現に、学級担任以外にも専科や外部講師のように、授業だけをする役割もある。
授業者には先の考えに基づいた「授業マネジメント」の視点が必要である。

つまり、授業中に目標を定めてやる気を引き出し、子ども同士をつなげながら、安全面に配慮した役割分担をして進行する。
毎回の一つの授業中に、これら全てを行う必要がある。

つまり、授業を直接するのは、学級担任でなくともよいといえる。
現に、中学校以降では担任が自分の学級で授業するのはごく一部の教科だけである。
逆にいえば、学級担任がすべきマネジメント面を放置していては、仕事をしているとはいえない。

学級経営の力と授業の力は、方向性の同じ別の能力であると考える。
ここを分けて考えないと、学級経営は授業づくりが先か学級づくりが先かという不毛な議論になる。

したがって「学級経営はいいけど授業は下手」という場合もある。
逆に「学級経営は成立していないけど授業(あるいは論)はできている」という場合もある。

例えば、授業自体は良いが指導案で表現するのが下手ということもある。
「指導案は完璧だけど実際の授業は・・・」というのもある。
実践者と学者との違いともいえる。

現場教員としては、実際の授業ができる方を求められる。
研究者ならば、逆である。(附属小学校のような実践研究校に至っては、この辺りがややこしい。)
実務と理論の齟齬である。
もちろん、両輪あれば最高だが、現場で必要なものと学問の世界で必要なもの、求められるものは違う。
一般社会における現場と官僚との意見が全く噛み合わないのも、そこに原因の一つがある。

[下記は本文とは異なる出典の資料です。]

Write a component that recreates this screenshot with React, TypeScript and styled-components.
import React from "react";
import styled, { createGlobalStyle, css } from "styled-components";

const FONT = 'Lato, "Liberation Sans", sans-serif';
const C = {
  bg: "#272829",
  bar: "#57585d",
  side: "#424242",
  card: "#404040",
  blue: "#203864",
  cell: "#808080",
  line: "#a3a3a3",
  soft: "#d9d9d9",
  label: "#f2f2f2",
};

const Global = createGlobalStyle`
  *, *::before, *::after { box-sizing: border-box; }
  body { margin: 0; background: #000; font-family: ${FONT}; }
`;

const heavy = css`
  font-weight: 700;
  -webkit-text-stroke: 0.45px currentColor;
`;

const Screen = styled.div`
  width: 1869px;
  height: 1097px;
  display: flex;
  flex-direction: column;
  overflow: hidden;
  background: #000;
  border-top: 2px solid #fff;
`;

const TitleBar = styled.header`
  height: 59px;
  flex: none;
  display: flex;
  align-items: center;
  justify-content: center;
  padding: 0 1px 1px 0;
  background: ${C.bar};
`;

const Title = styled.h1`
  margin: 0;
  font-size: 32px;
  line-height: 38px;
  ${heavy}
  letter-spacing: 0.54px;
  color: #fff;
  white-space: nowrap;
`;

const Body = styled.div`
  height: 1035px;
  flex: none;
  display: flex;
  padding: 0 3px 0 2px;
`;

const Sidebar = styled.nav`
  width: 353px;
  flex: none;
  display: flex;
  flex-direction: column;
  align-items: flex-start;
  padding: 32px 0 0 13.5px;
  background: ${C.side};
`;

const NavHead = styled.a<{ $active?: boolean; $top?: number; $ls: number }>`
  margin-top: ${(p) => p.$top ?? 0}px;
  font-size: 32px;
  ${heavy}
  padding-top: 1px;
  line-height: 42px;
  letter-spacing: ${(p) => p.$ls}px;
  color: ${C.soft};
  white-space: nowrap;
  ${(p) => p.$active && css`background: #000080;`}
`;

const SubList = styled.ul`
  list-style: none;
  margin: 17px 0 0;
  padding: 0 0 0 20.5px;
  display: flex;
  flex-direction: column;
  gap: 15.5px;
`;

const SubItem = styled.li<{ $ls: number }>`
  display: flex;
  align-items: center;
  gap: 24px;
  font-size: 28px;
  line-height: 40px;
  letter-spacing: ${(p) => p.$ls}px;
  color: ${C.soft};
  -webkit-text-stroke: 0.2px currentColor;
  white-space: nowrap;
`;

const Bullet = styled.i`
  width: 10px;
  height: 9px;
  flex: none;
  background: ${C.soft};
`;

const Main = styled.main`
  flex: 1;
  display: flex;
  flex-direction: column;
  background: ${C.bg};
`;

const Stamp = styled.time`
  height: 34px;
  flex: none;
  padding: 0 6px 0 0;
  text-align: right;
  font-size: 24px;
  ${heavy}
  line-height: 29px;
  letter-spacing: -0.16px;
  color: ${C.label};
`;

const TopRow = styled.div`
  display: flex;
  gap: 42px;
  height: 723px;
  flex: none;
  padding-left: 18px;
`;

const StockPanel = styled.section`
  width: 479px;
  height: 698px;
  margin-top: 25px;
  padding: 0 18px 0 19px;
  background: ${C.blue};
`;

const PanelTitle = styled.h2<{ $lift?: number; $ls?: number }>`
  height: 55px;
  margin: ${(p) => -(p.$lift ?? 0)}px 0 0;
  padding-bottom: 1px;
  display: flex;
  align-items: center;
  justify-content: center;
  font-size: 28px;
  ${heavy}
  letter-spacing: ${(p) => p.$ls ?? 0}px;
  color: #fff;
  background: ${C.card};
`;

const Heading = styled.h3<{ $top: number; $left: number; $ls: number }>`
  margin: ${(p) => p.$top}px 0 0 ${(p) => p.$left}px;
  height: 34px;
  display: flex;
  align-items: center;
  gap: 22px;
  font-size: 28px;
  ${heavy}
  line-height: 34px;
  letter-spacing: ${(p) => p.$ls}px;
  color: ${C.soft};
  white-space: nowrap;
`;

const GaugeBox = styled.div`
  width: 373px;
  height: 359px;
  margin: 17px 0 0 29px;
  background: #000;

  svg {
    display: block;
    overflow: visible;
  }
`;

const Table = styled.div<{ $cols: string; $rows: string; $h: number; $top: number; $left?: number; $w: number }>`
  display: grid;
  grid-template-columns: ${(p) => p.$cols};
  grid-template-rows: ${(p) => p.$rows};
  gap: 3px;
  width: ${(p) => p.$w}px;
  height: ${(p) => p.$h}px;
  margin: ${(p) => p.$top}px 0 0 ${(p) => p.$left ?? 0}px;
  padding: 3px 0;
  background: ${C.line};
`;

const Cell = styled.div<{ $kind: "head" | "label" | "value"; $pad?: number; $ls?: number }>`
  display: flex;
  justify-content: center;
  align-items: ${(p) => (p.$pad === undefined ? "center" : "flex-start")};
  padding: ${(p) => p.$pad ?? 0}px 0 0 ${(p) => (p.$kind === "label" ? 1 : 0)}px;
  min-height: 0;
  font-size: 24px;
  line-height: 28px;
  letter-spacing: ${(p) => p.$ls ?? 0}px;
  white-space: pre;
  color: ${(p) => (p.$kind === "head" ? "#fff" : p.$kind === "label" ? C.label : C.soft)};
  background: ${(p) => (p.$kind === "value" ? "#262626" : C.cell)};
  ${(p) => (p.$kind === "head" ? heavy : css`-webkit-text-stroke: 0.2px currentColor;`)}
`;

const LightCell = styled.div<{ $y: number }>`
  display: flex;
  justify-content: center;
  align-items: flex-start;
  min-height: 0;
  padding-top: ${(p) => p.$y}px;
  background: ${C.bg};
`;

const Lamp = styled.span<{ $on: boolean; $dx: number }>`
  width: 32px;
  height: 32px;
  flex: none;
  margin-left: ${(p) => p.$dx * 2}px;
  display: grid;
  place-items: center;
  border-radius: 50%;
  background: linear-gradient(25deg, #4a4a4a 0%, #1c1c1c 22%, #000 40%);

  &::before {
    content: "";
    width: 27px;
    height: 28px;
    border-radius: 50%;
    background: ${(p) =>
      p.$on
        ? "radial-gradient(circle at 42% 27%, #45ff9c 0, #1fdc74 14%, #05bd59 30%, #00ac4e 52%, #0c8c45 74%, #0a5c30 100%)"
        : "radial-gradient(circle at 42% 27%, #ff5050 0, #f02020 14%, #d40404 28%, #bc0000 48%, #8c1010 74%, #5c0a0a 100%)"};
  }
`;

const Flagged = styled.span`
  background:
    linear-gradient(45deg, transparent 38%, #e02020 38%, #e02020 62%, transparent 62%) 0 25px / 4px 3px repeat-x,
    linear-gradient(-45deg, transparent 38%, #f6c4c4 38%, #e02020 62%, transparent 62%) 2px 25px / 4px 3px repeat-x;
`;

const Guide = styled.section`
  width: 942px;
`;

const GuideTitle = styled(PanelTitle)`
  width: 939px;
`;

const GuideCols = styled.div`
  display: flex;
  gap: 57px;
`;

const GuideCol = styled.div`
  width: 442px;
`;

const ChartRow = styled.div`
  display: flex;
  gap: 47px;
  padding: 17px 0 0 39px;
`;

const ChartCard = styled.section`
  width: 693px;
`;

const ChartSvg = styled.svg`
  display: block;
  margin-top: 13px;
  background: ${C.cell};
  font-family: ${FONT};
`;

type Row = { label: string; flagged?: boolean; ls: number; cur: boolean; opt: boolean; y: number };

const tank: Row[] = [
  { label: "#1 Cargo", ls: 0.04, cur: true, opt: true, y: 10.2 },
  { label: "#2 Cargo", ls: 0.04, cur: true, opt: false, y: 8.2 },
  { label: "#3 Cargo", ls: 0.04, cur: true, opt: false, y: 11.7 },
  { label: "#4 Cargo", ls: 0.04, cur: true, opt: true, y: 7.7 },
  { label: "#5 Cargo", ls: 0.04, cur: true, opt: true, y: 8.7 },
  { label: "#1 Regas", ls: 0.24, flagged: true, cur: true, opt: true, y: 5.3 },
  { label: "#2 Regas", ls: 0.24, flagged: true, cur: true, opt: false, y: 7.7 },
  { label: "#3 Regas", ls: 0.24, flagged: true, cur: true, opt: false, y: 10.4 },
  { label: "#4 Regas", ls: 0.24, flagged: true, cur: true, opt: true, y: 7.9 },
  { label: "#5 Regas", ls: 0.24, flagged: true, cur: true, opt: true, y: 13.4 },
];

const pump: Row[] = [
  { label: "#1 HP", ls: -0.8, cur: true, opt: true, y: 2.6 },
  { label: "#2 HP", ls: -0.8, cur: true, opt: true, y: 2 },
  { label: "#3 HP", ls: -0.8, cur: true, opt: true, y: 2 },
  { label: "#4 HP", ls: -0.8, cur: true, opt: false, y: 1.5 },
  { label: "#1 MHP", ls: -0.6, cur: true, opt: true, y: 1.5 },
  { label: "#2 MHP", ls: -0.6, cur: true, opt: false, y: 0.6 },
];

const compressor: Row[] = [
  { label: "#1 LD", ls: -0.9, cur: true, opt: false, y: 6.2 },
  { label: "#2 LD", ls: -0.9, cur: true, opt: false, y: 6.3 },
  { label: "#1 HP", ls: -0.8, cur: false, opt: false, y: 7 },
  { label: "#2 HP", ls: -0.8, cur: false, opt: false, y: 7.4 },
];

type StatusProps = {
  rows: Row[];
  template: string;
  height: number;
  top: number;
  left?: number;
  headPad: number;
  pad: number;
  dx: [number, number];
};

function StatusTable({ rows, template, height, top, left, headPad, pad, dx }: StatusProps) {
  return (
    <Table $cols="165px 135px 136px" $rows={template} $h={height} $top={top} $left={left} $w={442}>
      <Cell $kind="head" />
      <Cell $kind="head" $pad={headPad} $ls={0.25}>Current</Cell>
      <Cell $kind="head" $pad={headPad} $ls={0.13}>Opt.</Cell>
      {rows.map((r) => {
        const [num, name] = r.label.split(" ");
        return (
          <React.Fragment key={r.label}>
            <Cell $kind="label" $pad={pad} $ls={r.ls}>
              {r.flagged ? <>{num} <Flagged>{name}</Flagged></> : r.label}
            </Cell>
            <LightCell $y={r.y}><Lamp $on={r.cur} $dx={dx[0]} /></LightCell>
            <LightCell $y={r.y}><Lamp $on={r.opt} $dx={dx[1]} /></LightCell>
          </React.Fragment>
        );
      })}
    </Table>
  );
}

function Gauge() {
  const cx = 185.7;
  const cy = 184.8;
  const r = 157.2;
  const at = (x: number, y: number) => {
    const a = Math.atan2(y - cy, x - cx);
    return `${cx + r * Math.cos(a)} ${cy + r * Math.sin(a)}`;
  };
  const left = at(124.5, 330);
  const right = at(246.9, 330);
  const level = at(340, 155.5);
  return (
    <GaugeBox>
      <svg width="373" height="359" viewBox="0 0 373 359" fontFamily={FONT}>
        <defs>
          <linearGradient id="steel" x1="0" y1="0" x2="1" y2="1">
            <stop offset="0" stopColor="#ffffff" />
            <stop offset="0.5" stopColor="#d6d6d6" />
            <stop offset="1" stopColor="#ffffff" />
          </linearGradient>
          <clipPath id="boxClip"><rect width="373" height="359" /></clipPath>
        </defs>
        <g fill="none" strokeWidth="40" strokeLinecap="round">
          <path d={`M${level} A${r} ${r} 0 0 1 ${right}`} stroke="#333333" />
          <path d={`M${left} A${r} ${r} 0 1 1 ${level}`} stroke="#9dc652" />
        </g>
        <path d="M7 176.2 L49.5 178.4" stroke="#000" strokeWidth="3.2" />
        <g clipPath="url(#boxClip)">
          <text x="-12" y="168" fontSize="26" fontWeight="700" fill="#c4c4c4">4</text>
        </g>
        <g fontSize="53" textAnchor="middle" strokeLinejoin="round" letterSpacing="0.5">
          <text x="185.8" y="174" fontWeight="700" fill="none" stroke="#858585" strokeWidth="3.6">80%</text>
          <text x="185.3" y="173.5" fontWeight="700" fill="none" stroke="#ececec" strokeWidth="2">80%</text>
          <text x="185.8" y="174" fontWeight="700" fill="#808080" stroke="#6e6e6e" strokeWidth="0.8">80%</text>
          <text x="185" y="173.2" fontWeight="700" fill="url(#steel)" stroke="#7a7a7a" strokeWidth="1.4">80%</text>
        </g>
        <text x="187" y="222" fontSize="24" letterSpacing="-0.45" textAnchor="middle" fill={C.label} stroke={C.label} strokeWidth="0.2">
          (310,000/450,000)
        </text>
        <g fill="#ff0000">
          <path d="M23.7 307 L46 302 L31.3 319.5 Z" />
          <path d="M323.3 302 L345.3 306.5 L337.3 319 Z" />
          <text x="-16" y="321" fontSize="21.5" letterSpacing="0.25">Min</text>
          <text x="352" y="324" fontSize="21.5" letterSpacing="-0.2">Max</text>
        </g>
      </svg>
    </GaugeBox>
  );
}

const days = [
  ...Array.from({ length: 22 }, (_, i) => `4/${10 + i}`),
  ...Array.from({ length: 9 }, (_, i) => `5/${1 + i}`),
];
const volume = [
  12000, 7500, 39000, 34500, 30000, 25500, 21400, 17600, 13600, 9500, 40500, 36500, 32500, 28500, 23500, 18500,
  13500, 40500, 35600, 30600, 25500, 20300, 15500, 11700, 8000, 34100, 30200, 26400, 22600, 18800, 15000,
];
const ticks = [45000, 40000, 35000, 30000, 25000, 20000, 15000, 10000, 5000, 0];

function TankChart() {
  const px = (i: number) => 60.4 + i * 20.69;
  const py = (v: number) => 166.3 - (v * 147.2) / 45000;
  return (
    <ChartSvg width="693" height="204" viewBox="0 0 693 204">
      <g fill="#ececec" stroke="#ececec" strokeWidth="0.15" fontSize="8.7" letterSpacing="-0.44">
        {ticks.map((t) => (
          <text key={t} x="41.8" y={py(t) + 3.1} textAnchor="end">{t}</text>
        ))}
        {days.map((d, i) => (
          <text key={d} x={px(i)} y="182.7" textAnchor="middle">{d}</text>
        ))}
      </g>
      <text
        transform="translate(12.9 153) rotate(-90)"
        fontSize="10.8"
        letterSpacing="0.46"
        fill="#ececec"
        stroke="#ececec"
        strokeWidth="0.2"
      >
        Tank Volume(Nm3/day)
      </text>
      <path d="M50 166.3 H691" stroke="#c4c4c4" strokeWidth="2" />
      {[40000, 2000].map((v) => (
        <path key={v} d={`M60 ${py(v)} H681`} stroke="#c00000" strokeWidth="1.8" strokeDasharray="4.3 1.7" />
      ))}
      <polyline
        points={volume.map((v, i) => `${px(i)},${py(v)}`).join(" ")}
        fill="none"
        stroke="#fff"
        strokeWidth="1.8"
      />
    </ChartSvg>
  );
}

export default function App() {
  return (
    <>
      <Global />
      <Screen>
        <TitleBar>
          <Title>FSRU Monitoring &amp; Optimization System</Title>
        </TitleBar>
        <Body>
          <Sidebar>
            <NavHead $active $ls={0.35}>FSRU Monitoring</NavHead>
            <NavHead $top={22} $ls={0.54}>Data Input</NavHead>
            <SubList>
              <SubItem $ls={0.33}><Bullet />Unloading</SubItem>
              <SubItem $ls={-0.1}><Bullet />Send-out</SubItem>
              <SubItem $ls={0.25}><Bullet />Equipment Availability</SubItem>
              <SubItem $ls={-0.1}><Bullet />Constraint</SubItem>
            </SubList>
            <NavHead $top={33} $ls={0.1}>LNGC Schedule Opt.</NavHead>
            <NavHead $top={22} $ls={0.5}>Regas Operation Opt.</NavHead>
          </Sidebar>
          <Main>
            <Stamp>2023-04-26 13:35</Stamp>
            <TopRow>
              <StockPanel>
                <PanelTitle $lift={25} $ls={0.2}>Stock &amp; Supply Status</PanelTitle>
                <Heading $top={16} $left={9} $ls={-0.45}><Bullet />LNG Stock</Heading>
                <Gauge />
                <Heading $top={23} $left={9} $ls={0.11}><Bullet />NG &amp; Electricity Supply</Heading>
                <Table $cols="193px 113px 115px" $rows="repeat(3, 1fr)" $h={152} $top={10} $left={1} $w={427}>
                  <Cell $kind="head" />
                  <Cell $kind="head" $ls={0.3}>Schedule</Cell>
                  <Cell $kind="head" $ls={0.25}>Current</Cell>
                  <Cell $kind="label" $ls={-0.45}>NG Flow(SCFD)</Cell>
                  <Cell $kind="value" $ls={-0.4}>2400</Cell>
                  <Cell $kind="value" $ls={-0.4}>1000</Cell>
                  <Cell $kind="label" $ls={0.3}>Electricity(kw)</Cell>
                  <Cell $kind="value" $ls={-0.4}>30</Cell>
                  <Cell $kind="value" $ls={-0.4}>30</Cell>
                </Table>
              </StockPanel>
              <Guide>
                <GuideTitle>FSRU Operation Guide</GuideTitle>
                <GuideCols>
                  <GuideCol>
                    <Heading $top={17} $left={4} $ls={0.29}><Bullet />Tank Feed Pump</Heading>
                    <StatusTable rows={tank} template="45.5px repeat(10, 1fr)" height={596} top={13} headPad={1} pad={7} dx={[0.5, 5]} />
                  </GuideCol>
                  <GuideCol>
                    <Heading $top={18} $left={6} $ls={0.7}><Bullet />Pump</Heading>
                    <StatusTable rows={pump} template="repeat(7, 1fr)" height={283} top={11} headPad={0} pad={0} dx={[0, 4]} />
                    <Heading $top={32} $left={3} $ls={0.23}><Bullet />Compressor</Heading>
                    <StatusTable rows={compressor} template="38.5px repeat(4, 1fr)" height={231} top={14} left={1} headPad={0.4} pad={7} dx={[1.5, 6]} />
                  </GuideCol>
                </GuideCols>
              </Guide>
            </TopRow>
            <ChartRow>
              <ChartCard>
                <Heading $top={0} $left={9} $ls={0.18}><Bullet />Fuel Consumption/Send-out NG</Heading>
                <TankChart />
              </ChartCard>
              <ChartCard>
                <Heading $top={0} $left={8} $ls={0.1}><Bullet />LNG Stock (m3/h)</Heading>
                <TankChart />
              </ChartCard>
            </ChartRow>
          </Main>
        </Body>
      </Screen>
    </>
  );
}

では、学級担任は、結局どちらから手をつければいいのか。
学級経営も、授業も、どちらもやるよう役割を振られているのだから、どちらもやる。
ただし、分けて行う。
自分が今考えている方策が、学級マネジメントなのか、授業マネジメントなのか、自覚することである。

優先順位はある。
当たり前だが、いじめがある状態で「みんなで仲良くしよう」というテーマの道徳や特活の授業をやっても、大怪我は目に見えている。
いじめ解消という学級マネジメントが優先である。(いじめはマネジメント視点の全てに反する。)
それが解消してからの、その授業である。
あるいは、その問題に気付かせるような授業マネジメントをして実施し、その後の学級マネジメントに生かす。

学級経営と授業。
特に小学校では、異なる二つを一緒くたにしてしまうから、混乱してしまうと考える次第である。